Это был самый полезный совет создателя «Вредных советов». То ли Чехов в моей комнате слишком страстно объяснялся Лике Мизиновой в любви, то ли Остер — гениальный провидец, но за ночь я написала пьесу, с которой поступила в Литературный институт. И по-моему, до сих пор лучшее, что я умею делать в этой жизни, — это писать пьесы.
Однако поступление было впереди, а в настоящий момент был кризис жанра. От философского факультета воротило, от Союза писателей тошнило. Литературный институт представлялся спасением целостности личности, но там не ждали. Идея бросить философский пришла нам с Зарой в голову примерно одновременно. Она тоже мучилась и хотела заниматься живописью.

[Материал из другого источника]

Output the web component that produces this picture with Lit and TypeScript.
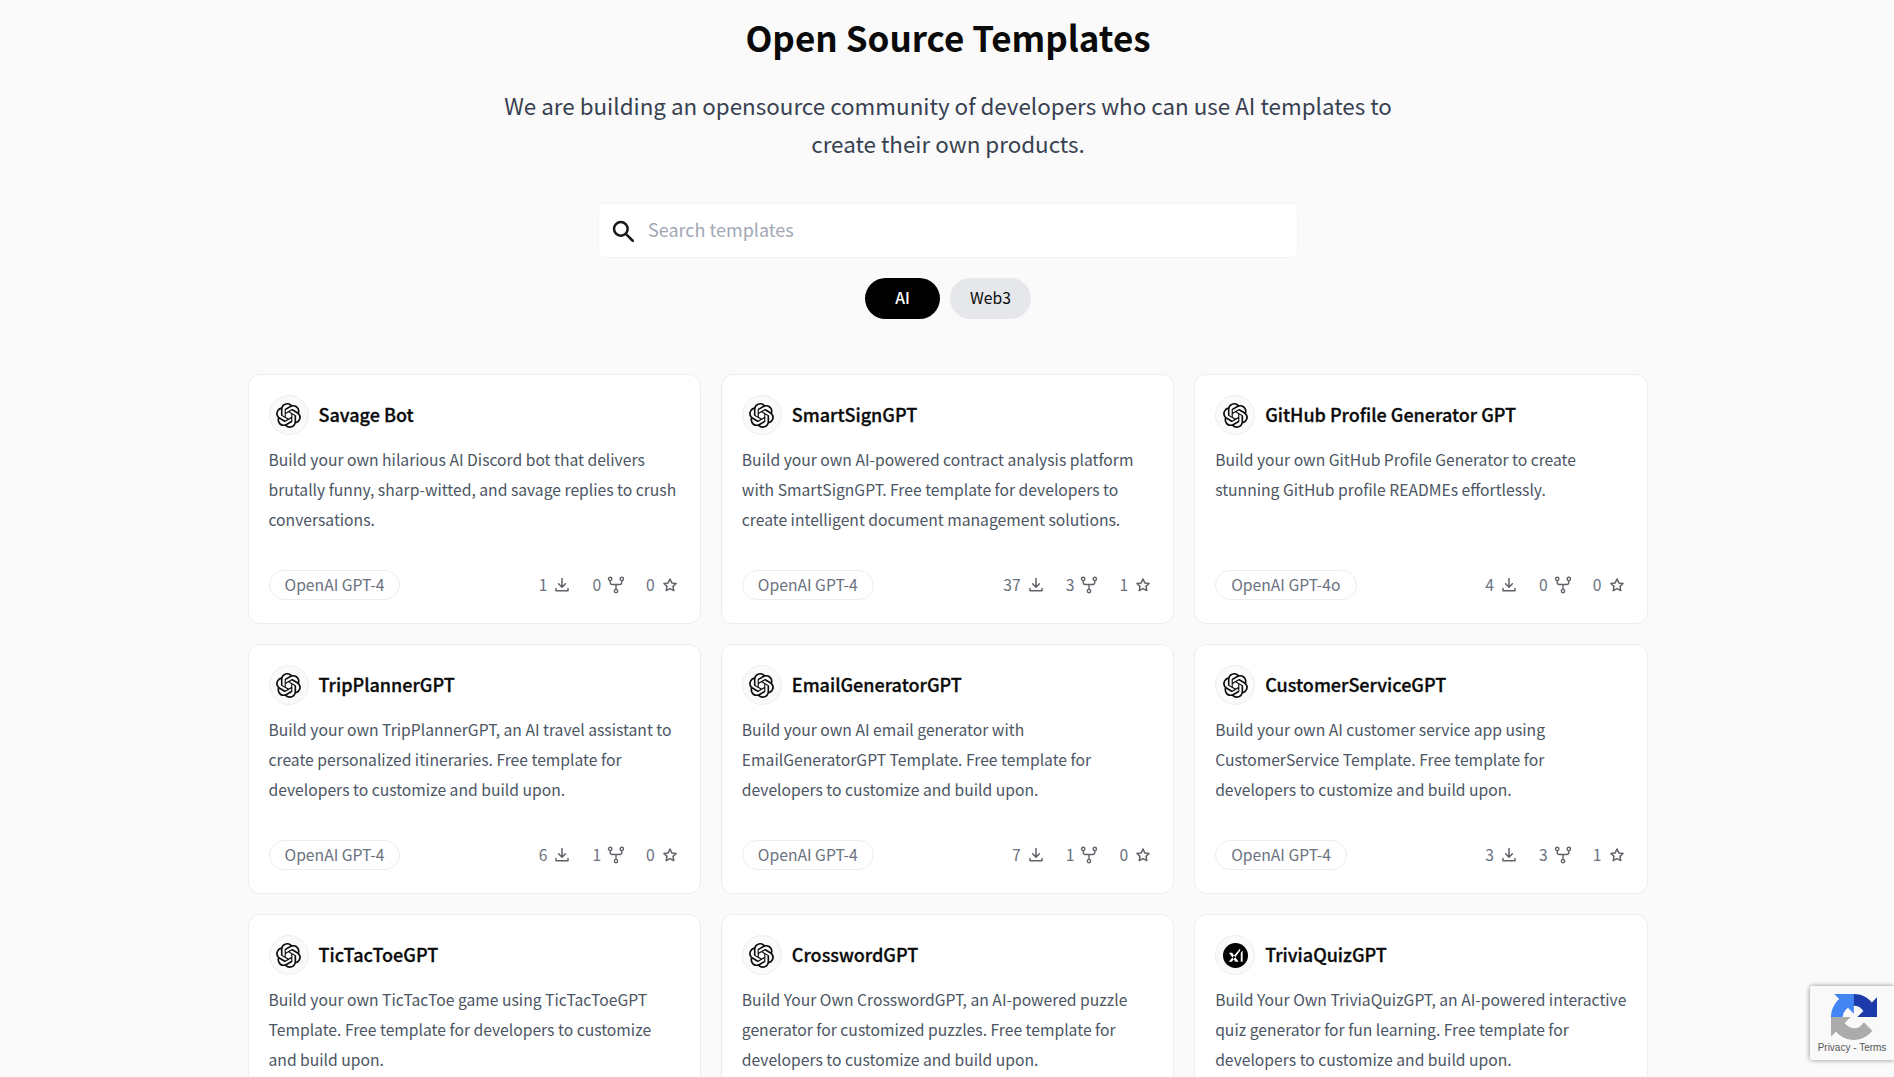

Однажды, после очередного веселья я, Зара и Наташа по кличке Ёка в честь жены Джона Леннона ввалились в пустую квартиру Зариного дяди. Настроение было самое неистовое, мы включили музыку и долго плясали, распаляясь как профессиональные ведьмы. Потом сварили чайник глинтвейна, напились, расчертили ватман и начали гонять по нему блюдце. Это было моё первое и последнее участие в спиритическом сеансе. Сначала было страшно, свечка рисовала настенные кошмары, а ветер завывал в никогда не растапливаемом камине. Блюдце складно поехало по буквам, и если первые пять минут мы обвиняли друг друга в манипуляции пальцами, то потом начали вникать.
Мы фамильярно вызвали дух Марины Цветаевой. Блюдце написало: «Я здесь». Для важности задали пару вопросов, ответы на которые из всех присутствующих могла дать только я, рывшаяся в бумагах Литературного музея, и сама Марина Ивановна. Ответы устроили. Начали расспрашивать по делу и получили немедленное указание бросить философский факультет и гарантии поступления мне — в Литературный институт, Зарке — в Ереванский художественный институт. Ёка собиралась поступать в Суриковский, она неплохо рисовала, и у папы, полковника КГБ, там была договорённость. Дух Марины Цветаевой сказал, что она никогда не будет учиться в Суриковском. На вопросы о личной жизни было сказано, что выйду замуж за человека по имени Андрей через два… Дня, месяца, года, брака? Осталось загадкой. Дух закапризничал, и буквы перестали складываться в слова.